--- start The data ---
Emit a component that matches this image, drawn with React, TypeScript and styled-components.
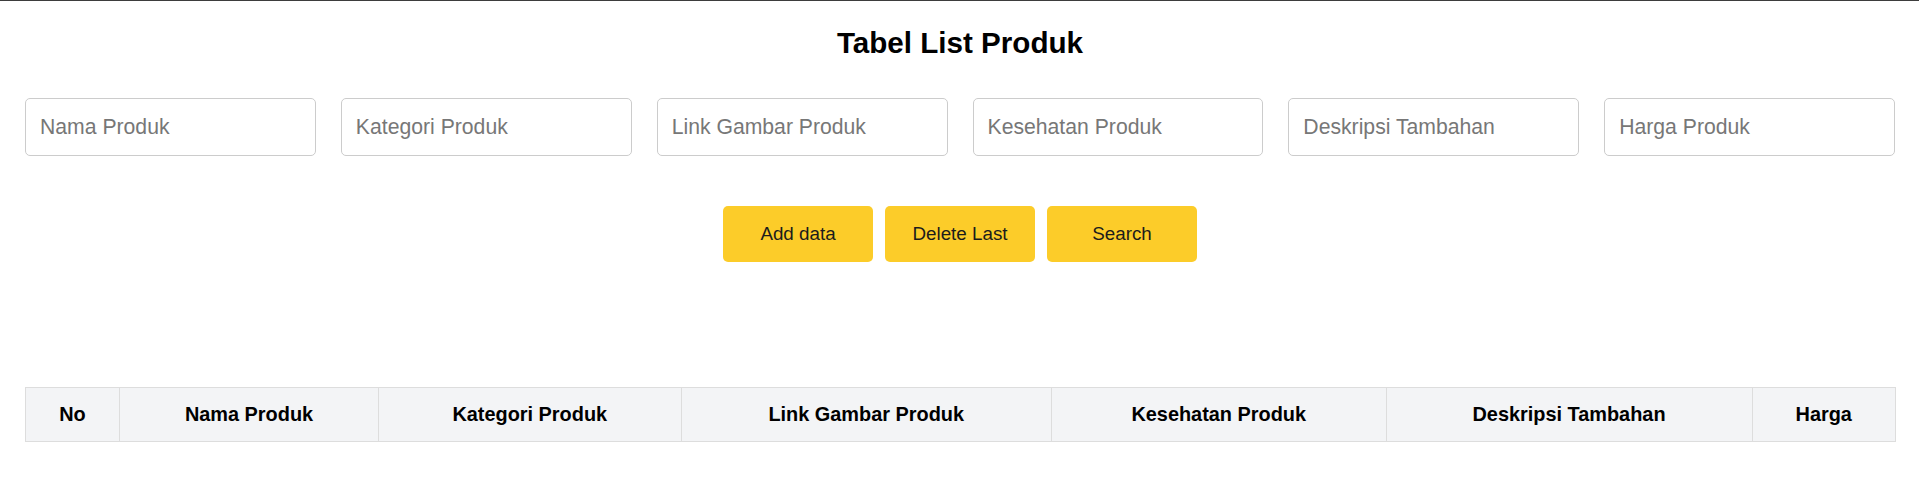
import styled, { createGlobalStyle } from 'styled-components';

const GlobalStyle = createGlobalStyle`
  * {
    box-sizing: border-box;
  }
  body {
    margin: 0;
    background: #fff;
    font-family: 'Liberation Sans', Arial, sans-serif;
    color: #000;
  }
`;

const fields = [
  'Nama Produk',
  'Kategori Produk',
  'Link Gambar Produk',
  'Kesehatan Produk',
  'Deskripsi Tambahan',
  'Harga Produk',
];

const columns = [
  { label: 'No', width: 94 },
  { label: 'Nama Produk', width: 259 },
  { label: 'Kategori Produk', width: 302.5 },
  { label: 'Link Gambar Produk', width: 370.5 },
  { label: 'Kesehatan Produk', width: 334.5 },
  { label: 'Deskripsi Tambahan', width: 366 },
  { label: 'Harga', width: 143.5 },
];

export default function App() {
  return (
    <Page>
      <GlobalStyle />
      <Title>Tabel List Produk</Title>

      <Form>
        {fields.map((f) => (
          <Input key={f} type="text" placeholder={f} />
        ))}
      </Form>

      <Actions>
        <Button>Add data</Button>
        <Button>Delete Last</Button>
        <Button>Search</Button>
      </Actions>

      <Table>
        <colgroup>
          {columns.map((c) => (
            <Col key={c.label} $width={c.width} />
          ))}
        </colgroup>
        <thead>
          <tr>
            {columns.map((c) => (
              <Th key={c.label}>{c.label}</Th>
            ))}
          </tr>
        </thead>
        <tbody />
      </Table>
    </Page>
  );
}

const Page = styled.div`
  min-height: 488px;
  border-top: 1px solid #3d3d3d;
  padding: 0 24px 40px 25px;
`;

const Title = styled.h1`
  margin: 25px 0 0;
  font-size: 29.6px;
  line-height: 34px;
  font-weight: 700;
  text-align: center;
`;

const Form = styled.div`
  display: grid;
  grid-template-columns: repeat(6, 1fr);
  gap: 25px;
  margin-top: 38px;
`;

const Input = styled.input`
  height: 58px;
  width: 100%;
  padding: 0 14px;
  border: 1px solid #cccccc;
  border-radius: 5px;
  font-family: 'Liberation Sans', Arial, sans-serif;
  font-size: 21.2px;
  color: #222;
  outline: none;

  &::placeholder {
    color: #777777;
  }
`;

const Actions = styled.div`
  display: flex;
  justify-content: center;
  gap: 12px;
  margin-top: 50px;
`;

const Button = styled.button`
  width: 150px;
  height: 56px;
  border: none;
  border-radius: 5px;
  background: #fccc29;
  color: #1c1c1c;
  font-family: 'Liberation Sans', Arial, sans-serif;
  font-size: 18.8px;
  cursor: pointer;
`;

const Table = styled.table`
  width: 100%;
  margin-top: 125px;
  border-collapse: collapse;
  table-layout: fixed;
`;

const Col = styled.col<{ $width: number }>`
  width: ${(p) => p.$width}px;
`;

const Th = styled.th`
  height: 54px;
  padding: 0 8px;
  background: #f3f4f6;
  border: 1px solid #dddddd;
  font-size: 19.9px;
  font-weight: 700;
  text-align: center;
  white-space: nowrap;
`;
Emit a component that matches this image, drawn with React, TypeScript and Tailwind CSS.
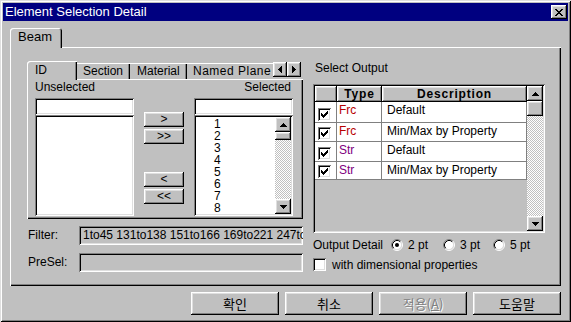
import React from 'react';

// win95-ish bevels
const raised =
  'shadow-[inset_-1px_-1px_#000,inset_1px_1px_#fff,inset_-2px_-2px_#808080,inset_2px_2px_#dfdfdf]';
const sunken =
  'shadow-[inset_1px_1px_#808080,inset_-1px_-1px_#fff,inset_2px_2px_#000,inset_-2px_-2px_#dfdfdf]';
const dither =
  'bg-[image:repeating-conic-gradient(#c0c0c0_0_25%,#fff_0_50%)] bg-[length:2px_2px]';

const UP = ['...X...', '..XXX..', '.XXXXX.', 'XXXXXXX'];
const DOWN = ['XXXXXXX', '.XXXXX.', '..XXX..', '...X...'];
const LEFT = ['...X', '..XX', '.XXX', 'XXXX', '.XXX', '..XX', '...X'];
const RIGHT = ['X...', 'XX..', 'XXX.', 'XXXX', 'XXX.', 'XX..', 'X...'];
const CLOSE = ['XX....XX', '.XX..XX.', '..XXXX..', '...XX...', '..XXXX..', '.XX..XX.', 'XX....XX'];
const CHECK = ['......X', '.....XX', 'X...XXX', 'XX.XXX.', 'XXXXX..', '.XXX...', '..X....'];

function Px({ rows, color = '#000' }: { rows: string[]; color?: string }) {
  return (
    <svg width={rows[0].length} height={rows.length} shapeRendering="crispEdges">
      {rows.flatMap((r, y) =>
        r.split('').map((c, x) =>
          c === 'X' ? <rect key={`${x}-${y}`} x={x} y={y} width={1} height={1} fill={color} /> : null
        )
      )}
    </svg>
  );
}

function ScrollBtn({ dir, h = 'h-[15px]' }: { dir: 'up' | 'down'; h?: string }) {
  return (
    <div className={`${h} w-full bg-[#c0c0c0] flex items-center justify-center ${raised}`}>
      <Px rows={dir === 'up' ? UP : DOWN} />
    </div>
  );
}

function CheckBox({ checked }: { checked: boolean }) {
  return (
    <div className={`w-[13px] h-[13px] bg-white flex items-center justify-center shrink-0 ${sunken}`}>
      {checked && <Px rows={CHECK} />}
    </div>
  );
}

function Radio({ checked }: { checked: boolean }) {
  return (
    <svg width="12" height="12" className="shrink-0">
      <circle cx="6" cy="6" r="4.5" fill="#fff" />
      <path d="M2.11 9.89 A5.5 5.5 0 0 1 9.89 2.11" fill="none" stroke="#808080" strokeWidth="1" />
      <path d="M9.89 2.11 A5.5 5.5 0 0 1 2.11 9.89" fill="none" stroke="#fff" strokeWidth="1" />
      <path d="M2.82 9.18 A4.5 4.5 0 0 1 9.18 2.82" fill="none" stroke="#000" strokeWidth="1" />
      <path d="M9.18 2.82 A4.5 4.5 0 0 1 2.82 9.18" fill="none" stroke="#dfdfdf" strokeWidth="1" />
      {checked && <circle cx="6" cy="6" r="2" fill="#000" />}
    </svg>
  );
}

const ROWS = [
  { type: 'Frc', color: 'text-[#b80000]', desc: 'Default', h: 'h-[21px]' },
  { type: 'Frc', color: 'text-[#b80000]', desc: 'Min/Max by Property', h: 'h-[19px]' },
  { type: 'Str', color: 'text-[#800080]', desc: 'Default', h: 'h-[20px]' },
  { type: 'Str', color: 'text-[#800080]', desc: 'Min/Max by Property', h: 'h-[18px]' },
];

function SmallBtn({ label, mt }: { label: string; mt: string }) {
  return (
    <div className={`${mt} h-[15px] w-[40px] bg-[#c0c0c0] flex items-center justify-center leading-[13px] ${raised}`}>
      {label}
    </div>
  );
}

export default function App() {
  return (
    <div className="w-[571px] h-[322px] bg-[#c0c0c0] p-[3px] flex flex-col overflow-hidden font-['Liberation_Sans','Noto_Sans_CJK_KR',sans-serif] text-[12px] leading-[14px] text-black shadow-[inset_1px_1px_#dfdfdf,inset_-1px_-1px_#000,inset_2px_2px_#fff,inset_-2px_-2px_#808080]">
      {/* Title bar */}
      <div className="h-[18px] bg-[#000080] flex items-center justify-between pl-[2px] pr-[1px]">
        <span className="text-white text-[13px] leading-[18px]">Element Selection Detail</span>
        <div className={`w-[16px] h-[14px] bg-[#c0c0c0] flex items-center justify-center ${raised}`}>
          <Px rows={CLOSE} />
        </div>
      </div>

      <div className="flex flex-col px-[7px] pt-[7px]">
        {/* Beam tab */}
        <div className="flex">
          <div className="relative z-10 w-[52px] h-[20px] -mb-px bg-[#c0c0c0] rounded-t-[3px] pl-[8px] pt-[2px] text-[13px] shadow-[inset_1px_1px_#fff,inset_-1px_0_#000,inset_-2px_0_#808080]">
            Beam
          </div>
        </div>

        {/* Outer panel */}
        <div className="h-[239px] flex pl-[17px] pt-[14px] shadow-[inset_1px_1px_#fff,inset_-1px_-1px_#000,inset_-2px_-2px_#808080]">
          {/* Left column */}
          <div className="w-[276px] flex flex-col">
            <div className="relative z-10 h-[18px] flex">
              <div className="w-[246px] h-[19px] flex overflow-hidden">
                <div className="w-[50px] h-[19px] shrink-0 bg-[#c0c0c0] rounded-tl-[3px] pl-[8px] pt-[2px] shadow-[inset_1px_1px_#fff,inset_-1px_0_#000,inset_-2px_0_#808080]">
                  ID
                </div>
                <div className="mt-[2px] w-[53px] h-[16px] shrink-0 pl-[6px] pt-[1px] shadow-[inset_0_1px_#fff,inset_-1px_0_#000,inset_-2px_0_#808080]">
                  Section
                </div>
                <div className="mt-[2px] w-[57px] h-[16px] shrink-0 pl-[7px] pt-[1px] shadow-[inset_0_1px_#fff,inset_-1px_0_#000,inset_-2px_0_#808080]">
                  Material
                </div>
                <div className="mt-[2px] w-[90px] h-[16px] shrink-0 pl-[6px] pt-[1px] whitespace-nowrap tracking-[0.5px] shadow-[inset_0_1px_#fff]">
                  Named Plane
                </div>
              </div>
              <div className={`mt-[1px] w-[14px] h-[15px] bg-[#c0c0c0] flex items-center justify-center ${raised}`}>
                <Px rows={LEFT} />
              </div>
              <div className={`mt-[1px] w-[14px] h-[15px] bg-[#c0c0c0] flex items-center justify-center ${raised}`}>
                <Px rows={RIGHT} />
              </div>
            </div>

            {/* Inner panel */}
            <div className="relative h-[140px] flex pl-[8px] pt-[1px] shadow-[inset_1px_1px_#fff,inset_-1px_-1px_#000,inset_-2px_-2px_#808080]">
              <div className="w-[99px] flex flex-col">
                <div className="h-[14px]">Unselected</div>
                <div className={`mt-[4px] h-[17px] bg-white ${sunken}`} />
                <div className={`h-[101px] bg-white ${sunken}`} />
              </div>
              <div className="ml-[10px] w-[40px] flex flex-col pt-[32px]">
                <SmallBtn label=">" mt="mt-0" />
                <SmallBtn label=">>" mt="mt-[2px]" />
                <SmallBtn label="<" mt="mt-[28px]" />
                <SmallBtn label="<<" mt="mt-[2px]" />
              </div>
              <div className="ml-[10px] w-[99px] flex flex-col">
                <div className="h-[14px] text-right pr-[2px]">Selected</div>
                <div className={`mt-[4px] h-[17px] bg-white ${sunken}`} />
                <div className={`h-[101px] bg-white p-[2px] flex ${sunken}`}>
                  <div className="flex-1 overflow-hidden pl-[18px] pt-[1px] text-[12px] leading-[12px]">
                    {[1, 2, 3, 4, 5, 6, 7, 8].map((n) => (
                      <div key={n} className="h-[12px]">{n}</div>
                    ))}
                  </div>
                  <div className="w-[16px] flex flex-col">
                    <ScrollBtn dir="up" />
                    <div className={`h-[8px] bg-[#c0c0c0] ${raised}`} />
                    <div className={`flex-1 ${dither}`} />
                    <ScrollBtn dir="down" />
                  </div>
                </div>
              </div>
            </div>

            {/* Filter / PreSel */}
            <div className="mt-[7px] h-[19px] flex">
              <div className="w-[52px] pl-[1px] leading-[19px]">Filter:</div>
              <div className={`w-[224px] h-[19px] pl-[4px] pr-[2px] overflow-hidden whitespace-nowrap leading-[19px] ${sunken}`}>
                1to45 131to138 151to166 169to221 247to261 263to280
              </div>
            </div>
            <div className="mt-[8px] h-[19px] flex">
              <div className="w-[52px] pl-[1px] leading-[19px]">PreSel:</div>
              <div className={`w-[224px] h-[19px] ${sunken}`} />
            </div>
          </div>

          {/* Right column */}
          <div className="ml-[10px] w-[232px] flex flex-col">
            <div className="h-[14px] pl-[2px]">Select Output</div>
            <div className={`mt-[9px] h-[149px] p-[2px] flex ${sunken}`}>
              <div className="w-[212px] flex flex-col">
                <div className="h-[16px] flex font-bold tracking-[0.8px] leading-[16px]">
                  <div className={`w-[22px] ${raised}`} />
                  <div className={`w-[45px] text-center ${raised}`}>Type</div>
                  <div className={`w-[145px] text-center ${raised}`}>Description</div>
                </div>
                {ROWS.map((r, i) => (
                  <div key={i} className={`${r.h} flex bg-white`}>
                    <div className="w-[22px] border-r border-b border-[#808080] flex items-end pl-[3px] pb-[1px]">
                      <CheckBox checked />
                    </div>
                    <div className={`w-[45px] border-r border-b border-[#808080] pl-[2px] pt-[1px] ${r.color}`}>
                      {r.type}
                    </div>
                    <div className="w-[145px] border-r border-b border-[#808080] pl-[5px] pt-[1px]">
                      {r.desc}
                    </div>
                  </div>
                ))}
              </div>
              <div className="w-[16px] flex flex-col">
                <ScrollBtn dir="up" />
                <div className={`h-[15px] bg-[#c0c0c0] ${raised}`} />
                <div className={`flex-1 ${dither}`} />
                <ScrollBtn dir="down" />
              </div>
            </div>

            <div className="mt-[4px] h-[16px] flex items-center">
              <span>Output Detail</span>
              <span className="ml-[8px] flex"><Radio checked /></span>
              <span className="ml-[5px]">2 pt</span>
              <span className="ml-[15px] flex"><Radio checked={false} /></span>
              <span className="ml-[5px]">3 pt</span>
              <span className="ml-[13px] flex"><Radio checked={false} /></span>
              <span className="ml-[5px]">5 pt</span>
            </div>
            <div className="mt-[4px] h-[15px] flex items-center">
              <CheckBox checked={false} />
              <span className="ml-[6px]">with dimensional properties</span>
            </div>
          </div>
        </div>

        {/* Dialog buttons */}
        <div className="mt-[6px] flex justify-end gap-[6px] font-['Noto_Sans_CJK_KR',sans-serif] text-[13px]">
          <div className={`w-[88px] h-[23px] flex items-center justify-center ${raised}`}>확인</div>
          <div className={`w-[88px] h-[23px] flex items-center justify-center ${raised}`}>취소</div>
          <div className={`w-[88px] h-[23px] flex items-center justify-center text-[#808080] [text-shadow:1px_1px_#fff] ${raised}`}>
            적용(<span className="underline">A</span>)
          </div>
          <div className={`w-[88px] h-[23px] flex items-center justify-center ${raised}`}>도움말</div>
        </div>
      </div>
    </div>
  );
}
--- end The data ---
*Task instructions:* Where a line of the material above holds the string "Emit", copy that line.

*Answer for the task:*
Emit a component that matches this image, drawn with React, TypeScript and styled-components.
Emit a component that matches this image, drawn with React, TypeScript and Tailwind CSS.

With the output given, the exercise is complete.